TASK DETAILS:
From the entries below, gather each line containing the word "this".
-- START RECORDS SUPPLIED --
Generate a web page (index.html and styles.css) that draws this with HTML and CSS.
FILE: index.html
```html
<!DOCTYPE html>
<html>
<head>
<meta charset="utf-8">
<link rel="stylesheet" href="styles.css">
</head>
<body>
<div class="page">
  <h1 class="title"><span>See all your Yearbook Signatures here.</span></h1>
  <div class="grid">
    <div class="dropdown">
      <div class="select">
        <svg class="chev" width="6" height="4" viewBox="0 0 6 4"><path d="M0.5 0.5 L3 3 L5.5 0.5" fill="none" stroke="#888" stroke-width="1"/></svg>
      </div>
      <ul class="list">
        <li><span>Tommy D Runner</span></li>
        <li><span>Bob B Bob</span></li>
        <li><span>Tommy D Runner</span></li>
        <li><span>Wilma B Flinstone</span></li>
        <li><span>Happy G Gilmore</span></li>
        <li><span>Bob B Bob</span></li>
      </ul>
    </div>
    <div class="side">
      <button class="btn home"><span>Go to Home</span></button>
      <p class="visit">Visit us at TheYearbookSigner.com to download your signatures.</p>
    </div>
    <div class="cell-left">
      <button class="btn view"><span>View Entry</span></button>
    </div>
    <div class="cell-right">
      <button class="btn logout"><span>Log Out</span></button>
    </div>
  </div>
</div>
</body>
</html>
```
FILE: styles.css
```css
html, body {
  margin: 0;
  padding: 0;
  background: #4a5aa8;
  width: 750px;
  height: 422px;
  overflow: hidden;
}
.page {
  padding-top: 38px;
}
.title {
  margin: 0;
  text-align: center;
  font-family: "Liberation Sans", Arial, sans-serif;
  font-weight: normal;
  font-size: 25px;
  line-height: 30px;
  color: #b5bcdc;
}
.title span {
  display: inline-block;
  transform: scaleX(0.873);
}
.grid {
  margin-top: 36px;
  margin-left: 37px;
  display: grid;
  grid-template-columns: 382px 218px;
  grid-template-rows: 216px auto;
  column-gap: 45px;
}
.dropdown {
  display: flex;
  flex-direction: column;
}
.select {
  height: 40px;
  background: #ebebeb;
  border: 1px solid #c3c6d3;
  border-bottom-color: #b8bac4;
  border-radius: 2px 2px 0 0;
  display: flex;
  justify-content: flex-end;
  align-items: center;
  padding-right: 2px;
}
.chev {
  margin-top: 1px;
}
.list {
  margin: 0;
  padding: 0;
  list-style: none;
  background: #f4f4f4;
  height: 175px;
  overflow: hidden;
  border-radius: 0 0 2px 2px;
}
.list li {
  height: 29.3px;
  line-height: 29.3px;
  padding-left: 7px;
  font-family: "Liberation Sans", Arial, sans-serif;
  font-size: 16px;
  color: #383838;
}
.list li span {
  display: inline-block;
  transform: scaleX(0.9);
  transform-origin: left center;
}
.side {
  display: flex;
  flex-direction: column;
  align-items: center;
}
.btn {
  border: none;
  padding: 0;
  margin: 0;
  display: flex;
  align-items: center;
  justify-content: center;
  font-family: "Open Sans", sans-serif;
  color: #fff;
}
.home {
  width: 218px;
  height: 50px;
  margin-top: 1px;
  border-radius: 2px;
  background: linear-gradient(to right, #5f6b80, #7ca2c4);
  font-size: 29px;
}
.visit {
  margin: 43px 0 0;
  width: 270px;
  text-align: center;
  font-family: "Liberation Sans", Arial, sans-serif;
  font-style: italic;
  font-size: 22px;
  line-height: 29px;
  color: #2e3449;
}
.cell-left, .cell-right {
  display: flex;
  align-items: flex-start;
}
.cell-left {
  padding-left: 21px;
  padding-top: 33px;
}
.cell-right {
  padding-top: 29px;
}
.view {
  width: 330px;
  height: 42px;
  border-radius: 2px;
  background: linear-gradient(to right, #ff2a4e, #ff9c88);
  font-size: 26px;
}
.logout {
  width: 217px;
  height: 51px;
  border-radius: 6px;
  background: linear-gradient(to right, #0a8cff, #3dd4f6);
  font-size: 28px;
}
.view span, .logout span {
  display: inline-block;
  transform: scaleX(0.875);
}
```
-- END RECORDS SUPPLIED --
-- START RECORDS SUPPLIED --
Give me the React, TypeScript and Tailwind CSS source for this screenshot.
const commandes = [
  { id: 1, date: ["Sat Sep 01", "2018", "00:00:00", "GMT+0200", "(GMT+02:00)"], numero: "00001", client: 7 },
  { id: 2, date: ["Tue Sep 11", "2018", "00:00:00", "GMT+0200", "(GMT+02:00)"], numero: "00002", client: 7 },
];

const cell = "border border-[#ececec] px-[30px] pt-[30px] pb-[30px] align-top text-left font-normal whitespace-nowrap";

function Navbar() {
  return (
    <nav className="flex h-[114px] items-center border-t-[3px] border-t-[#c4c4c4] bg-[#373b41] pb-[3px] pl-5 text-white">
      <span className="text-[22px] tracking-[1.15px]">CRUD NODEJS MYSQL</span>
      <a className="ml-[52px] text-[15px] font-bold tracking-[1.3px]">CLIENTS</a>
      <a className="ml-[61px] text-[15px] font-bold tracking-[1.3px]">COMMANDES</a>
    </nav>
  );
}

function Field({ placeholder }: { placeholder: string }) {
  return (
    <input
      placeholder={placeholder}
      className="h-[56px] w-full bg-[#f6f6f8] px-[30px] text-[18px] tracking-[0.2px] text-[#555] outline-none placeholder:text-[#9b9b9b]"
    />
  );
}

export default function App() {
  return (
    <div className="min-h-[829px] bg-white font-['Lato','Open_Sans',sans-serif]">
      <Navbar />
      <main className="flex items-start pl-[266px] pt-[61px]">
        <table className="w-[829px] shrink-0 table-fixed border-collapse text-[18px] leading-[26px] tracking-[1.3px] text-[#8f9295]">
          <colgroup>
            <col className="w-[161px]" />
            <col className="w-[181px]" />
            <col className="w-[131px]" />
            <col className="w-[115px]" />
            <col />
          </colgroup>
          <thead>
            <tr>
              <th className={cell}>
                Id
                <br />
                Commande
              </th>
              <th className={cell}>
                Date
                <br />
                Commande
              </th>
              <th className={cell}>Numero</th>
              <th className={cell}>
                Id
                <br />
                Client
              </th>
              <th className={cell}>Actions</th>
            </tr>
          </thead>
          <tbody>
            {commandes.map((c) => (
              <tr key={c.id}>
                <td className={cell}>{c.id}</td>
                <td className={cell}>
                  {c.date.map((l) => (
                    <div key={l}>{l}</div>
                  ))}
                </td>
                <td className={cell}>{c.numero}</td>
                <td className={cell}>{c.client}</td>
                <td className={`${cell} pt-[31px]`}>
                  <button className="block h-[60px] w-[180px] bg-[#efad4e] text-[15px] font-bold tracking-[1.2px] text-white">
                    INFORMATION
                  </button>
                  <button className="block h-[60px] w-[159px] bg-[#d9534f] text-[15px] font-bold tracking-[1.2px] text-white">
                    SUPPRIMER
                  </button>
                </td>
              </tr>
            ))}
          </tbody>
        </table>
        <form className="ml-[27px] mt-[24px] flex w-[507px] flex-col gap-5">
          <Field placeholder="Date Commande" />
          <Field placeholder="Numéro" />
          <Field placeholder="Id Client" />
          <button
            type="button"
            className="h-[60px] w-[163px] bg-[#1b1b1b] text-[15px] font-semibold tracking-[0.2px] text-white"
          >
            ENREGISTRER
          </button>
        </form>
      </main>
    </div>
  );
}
-- END RECORDS SUPPLIED --
PROBLEM SOLUTION:
Generate a web page (index.html and styles.css) that draws this with HTML and CSS.
Give me the React, TypeScript and Tailwind CSS source for this screenshot.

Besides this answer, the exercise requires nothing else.